Besonders spannend sind die Erkenntnisse zum Thema Stadt-Land und zur regionalen Bindung. Kern-Erkenntnis: Die Attraktivität des ländliches Raums bei Jugendlichen aus der Region nimmt eher zu als ab. Man schätzt die heimatlichen Gefilde und ist durchaus bereit, für den Job einige Kilometer zu fahren. Man beharrt nicht auf dem Status quo, sucht aber nach Möglichkeiten, beruflich weiterzukommen und trotzdem in der Region zu bleiben. "Übergangs-Management" nennt das Prof.
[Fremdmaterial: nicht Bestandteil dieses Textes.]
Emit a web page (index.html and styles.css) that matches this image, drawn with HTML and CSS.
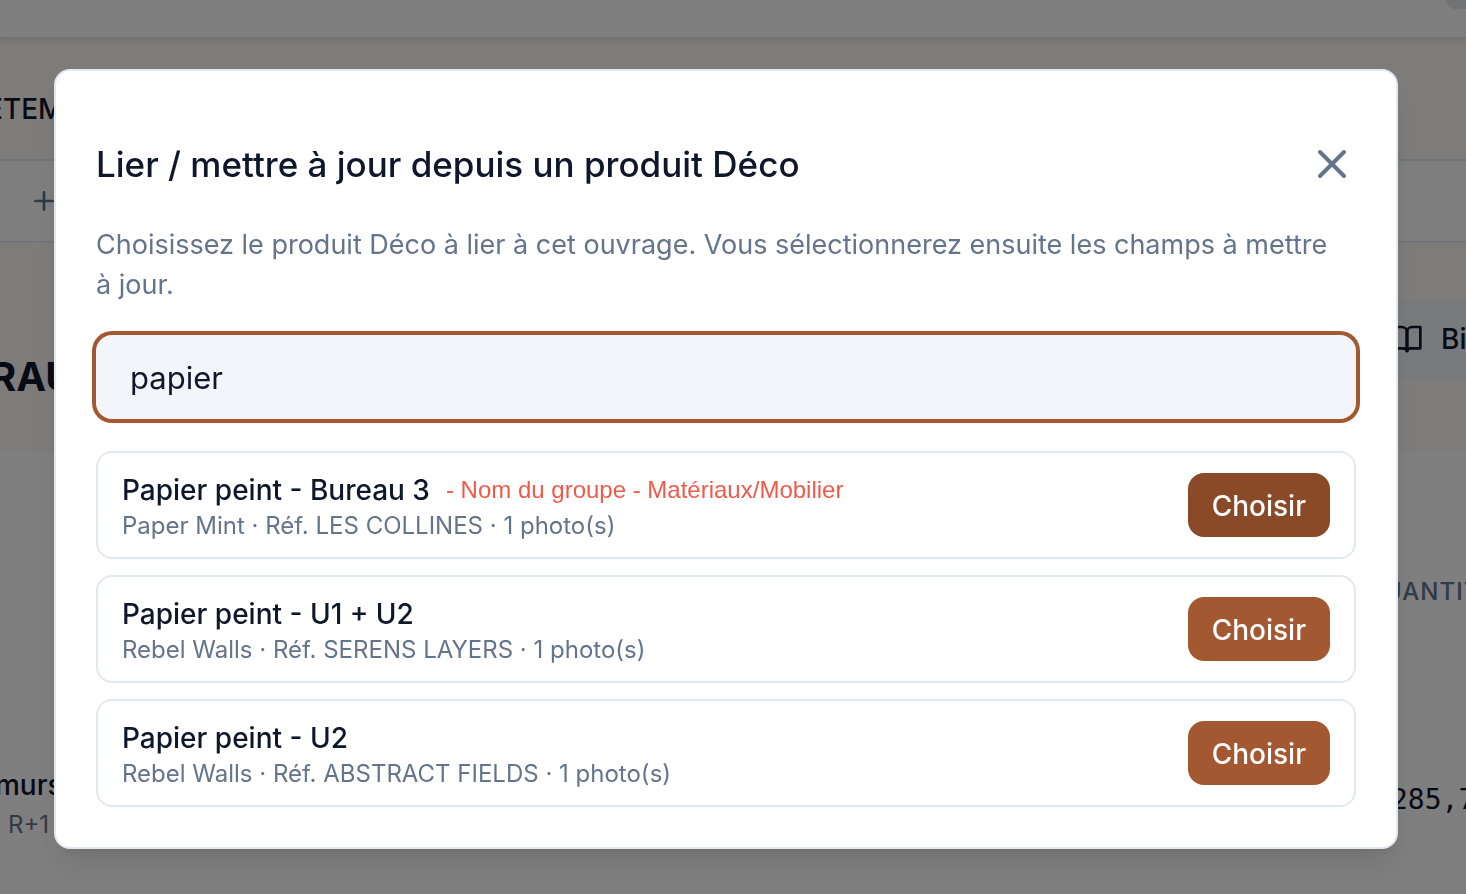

Vogelgesang - und empfiehlt der lokalen Politik, ähnliche Flexibilität zu entwickeln wie die Jungbürger.
Seine Studie könnte als Planungsgrundlage dienen, denn die Zahlen werden nun auf die Eifel und Trier detailliert heruntergebrochen. In diesen Prozess sollen auch die Fragen und Anregungen der örtlichen Jugendpflege-Experten einfließen.Extra

67 Prozent aller 14- bis 25-Jährigen in der Region sind Schüler und Studenten, nur 27 Prozent sind Azubis oder Berufstätige (statt 42 Prozent noch im Jahr 2000). Internet und Computer sind die großen Gewinner bei der Mediennutzung, Fernseh- und Bücher-Anteil sind seit 2000 fast gleich geblieben, Zeitungen sind zurückgegangen, Radio völlig eingebrochen (von 80 Prozent auf 43). Die Mitgliedschaft in Sportvereinen ist von 65 Prozent auf 49 Prozent geschrumpft. Zu Partys geht man seltener, dafür wird die Freizeit häufiger mit Faulenzen (neudeutsch: chillen) zu Hause gestaltet. Liebste Beschäftigung: Freunde treffen. Jugendzentren und -treffs sind nicht mehr angesagt: Die meisten Jugendlichen nutzen solche Einrichtungen nie. Andererseits stehen Jugendtreffs auf der Wunschliste ganz oben - aber offenbar andere als die vorhandenen. 80 Prozent der Jugendlichen sind davon überzeugt, dass sie ihr Leben erfolgreich meistern können und werden. 90 Prozent wünschen sich musikalischere, flottere, interaktive Gottesdienste mit Alltagsbezug statt Mess-Routine. 48 Prozent der jungen Migranten fühlen sich als Deutsche (2000: 32 Prozent), nur 6 Prozent sehen sich als Fremde. 70 Prozent der jungen Ausländer haben eine Beziehung mit einem deutschen Partner. 53 Prozent der Jugendlichen, die aus der Region wegziehen, können sich gut vorstellen, irgendwann zurückzukommen, nur 15 Prozent schließen das für sich aus.